GOAL:
Return the records word for word. Any pictures in them are not part of the copy.

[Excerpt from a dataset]
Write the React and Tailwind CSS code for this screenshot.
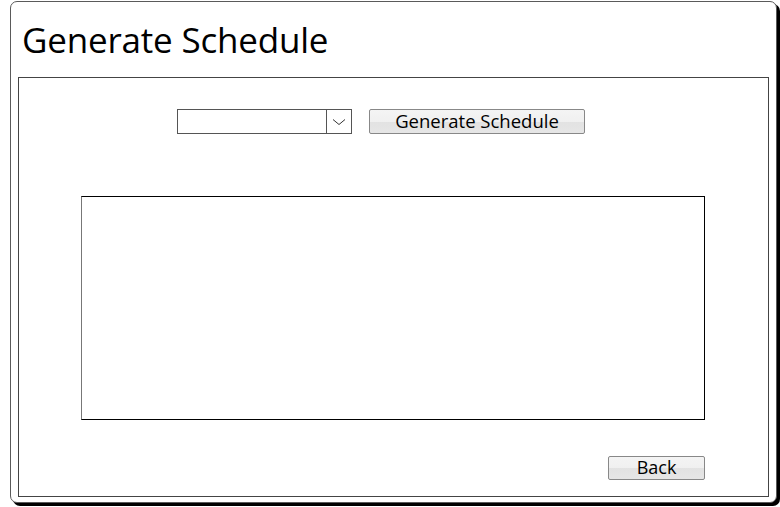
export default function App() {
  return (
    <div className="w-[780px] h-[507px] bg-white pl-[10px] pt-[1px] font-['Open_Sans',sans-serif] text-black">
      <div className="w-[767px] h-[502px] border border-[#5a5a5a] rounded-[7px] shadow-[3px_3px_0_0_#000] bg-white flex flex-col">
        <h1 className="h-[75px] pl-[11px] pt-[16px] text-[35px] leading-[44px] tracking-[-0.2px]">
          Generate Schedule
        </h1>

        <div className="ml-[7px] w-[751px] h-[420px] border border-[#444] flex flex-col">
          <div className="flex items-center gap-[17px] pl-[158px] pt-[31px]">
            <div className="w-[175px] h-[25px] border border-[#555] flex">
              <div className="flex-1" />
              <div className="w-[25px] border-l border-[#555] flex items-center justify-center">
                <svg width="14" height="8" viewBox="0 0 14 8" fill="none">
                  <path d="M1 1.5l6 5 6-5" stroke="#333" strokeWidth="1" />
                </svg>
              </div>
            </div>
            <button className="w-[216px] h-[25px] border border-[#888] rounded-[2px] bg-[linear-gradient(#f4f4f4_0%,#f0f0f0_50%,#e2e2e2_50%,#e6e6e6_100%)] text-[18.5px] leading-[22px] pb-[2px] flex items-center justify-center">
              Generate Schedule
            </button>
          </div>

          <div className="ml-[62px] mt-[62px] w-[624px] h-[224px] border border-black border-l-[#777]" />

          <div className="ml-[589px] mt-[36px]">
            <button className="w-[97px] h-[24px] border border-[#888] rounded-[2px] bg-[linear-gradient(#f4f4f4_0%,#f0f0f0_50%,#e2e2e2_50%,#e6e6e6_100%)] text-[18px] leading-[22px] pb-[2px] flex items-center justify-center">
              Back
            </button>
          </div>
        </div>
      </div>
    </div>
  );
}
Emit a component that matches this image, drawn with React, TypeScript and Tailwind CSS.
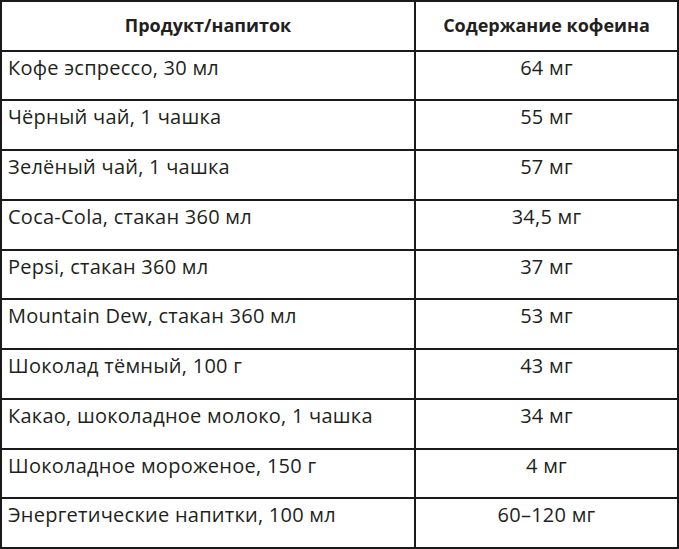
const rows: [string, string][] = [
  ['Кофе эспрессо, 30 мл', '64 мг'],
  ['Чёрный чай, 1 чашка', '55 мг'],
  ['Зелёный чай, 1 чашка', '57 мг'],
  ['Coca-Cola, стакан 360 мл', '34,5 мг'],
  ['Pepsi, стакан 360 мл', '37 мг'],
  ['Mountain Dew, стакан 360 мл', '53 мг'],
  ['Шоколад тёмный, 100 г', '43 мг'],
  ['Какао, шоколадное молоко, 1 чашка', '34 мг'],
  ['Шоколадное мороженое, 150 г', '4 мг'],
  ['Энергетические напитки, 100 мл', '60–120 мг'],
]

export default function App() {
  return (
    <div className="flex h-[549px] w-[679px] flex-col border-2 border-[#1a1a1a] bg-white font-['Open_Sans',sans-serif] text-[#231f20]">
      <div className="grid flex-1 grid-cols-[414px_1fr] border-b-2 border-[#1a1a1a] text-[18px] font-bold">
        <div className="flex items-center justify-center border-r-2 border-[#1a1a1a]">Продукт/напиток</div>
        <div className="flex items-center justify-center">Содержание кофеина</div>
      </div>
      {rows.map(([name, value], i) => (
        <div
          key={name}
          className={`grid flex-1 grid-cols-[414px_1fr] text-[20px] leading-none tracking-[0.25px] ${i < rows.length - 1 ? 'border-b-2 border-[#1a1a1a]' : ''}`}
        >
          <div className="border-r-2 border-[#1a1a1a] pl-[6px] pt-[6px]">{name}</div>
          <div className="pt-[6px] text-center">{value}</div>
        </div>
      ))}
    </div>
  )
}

OUTPUT OF THE EXERCISE:
Write the React and Tailwind CSS code for this screenshot.
export default function App() {
  return (
    <div className="w-[780px] h-[507px] bg-white pl-[10px] pt-[1px] font-['Open_Sans',sans-serif] text-black">
      <div className="w-[767px] h-[502px] border border-[#5a5a5a] rounded-[7px] shadow-[3px_3px_0_0_#000] bg-white flex flex-col">
        <h1 className="h-[75px] pl-[11px] pt-[16px] text-[35px] leading-[44px] tracking-[-0.2px]">
          Generate Schedule
        </h1>

        <div className="ml-[7px] w-[751px] h-[420px] border border-[#444] flex flex-col">
          <div className="flex items-center gap-[17px] pl-[158px] pt-[31px]">
            <div className="w-[175px] h-[25px] border border-[#555] flex">
              <div className="flex-1" />
              <div className="w-[25px] border-l border-[#555] flex items-center justify-center">
                <svg width="14" height="8" viewBox="0 0 14 8" fill="none">
                  <path d="M1 1.5l6 5 6-5" stroke="#333" strokeWidth="1" />
                </svg>
              </div>
            </div>
            <button className="w-[216px] h-[25px] border border-[#888] rounded-[2px] bg-[linear-gradient(#f4f4f4_0%,#f0f0f0_50%,#e2e2e2_50%,#e6e6e6_100%)] text-[18.5px] leading-[22px] pb-[2px] flex items-center justify-center">
              Generate Schedule
            </button>
          </div>

          <div className="ml-[62px] mt-[62px] w-[624px] h-[224px] border border-black border-l-[#777]" />

          <div className="ml-[589px] mt-[36px]">
            <button className="w-[97px] h-[24px] border border-[#888] rounded-[2px] bg-[linear-gradient(#f4f4f4_0%,#f0f0f0_50%,#e2e2e2_50%,#e6e6e6_100%)] text-[18px] leading-[22px] pb-[2px] flex items-center justify-center">
              Back
            </button>
          </div>
        </div>
      </div>
    </div>
  );
}
Emit a component that matches this image, drawn with React, TypeScript and Tailwind CSS.
const rows: [string, string][] = [
  ['Кофе эспрессо, 30 мл', '64 мг'],
  ['Чёрный чай, 1 чашка', '55 мг'],
  ['Зелёный чай, 1 чашка', '57 мг'],
  ['Coca-Cola, стакан 360 мл', '34,5 мг'],
  ['Pepsi, стакан 360 мл', '37 мг'],
  ['Mountain Dew, стакан 360 мл', '53 мг'],
  ['Шоколад тёмный, 100 г', '43 мг'],
  ['Какао, шоколадное молоко, 1 чашка', '34 мг'],
  ['Шоколадное мороженое, 150 г', '4 мг'],
  ['Энергетические напитки, 100 мл', '60–120 мг'],
]

export default function App() {
  return (
    <div className="flex h-[549px] w-[679px] flex-col border-2 border-[#1a1a1a] bg-white font-['Open_Sans',sans-serif] text-[#231f20]">
      <div className="grid flex-1 grid-cols-[414px_1fr] border-b-2 border-[#1a1a1a] text-[18px] font-bold">
        <div className="flex items-center justify-center border-r-2 border-[#1a1a1a]">Продукт/напиток</div>
        <div className="flex items-center justify-center">Содержание кофеина</div>
      </div>
      {rows.map(([name, value], i) => (
        <div
          key={name}
          className={`grid flex-1 grid-cols-[414px_1fr] text-[20px] leading-none tracking-[0.25px] ${i < rows.length - 1 ? 'border-b-2 border-[#1a1a1a]' : ''}`}
        >
          <div className="border-r-2 border-[#1a1a1a] pl-[6px] pt-[6px]">{name}</div>
          <div className="pt-[6px] text-center">{value}</div>
        </div>
      ))}
    </div>
  )
}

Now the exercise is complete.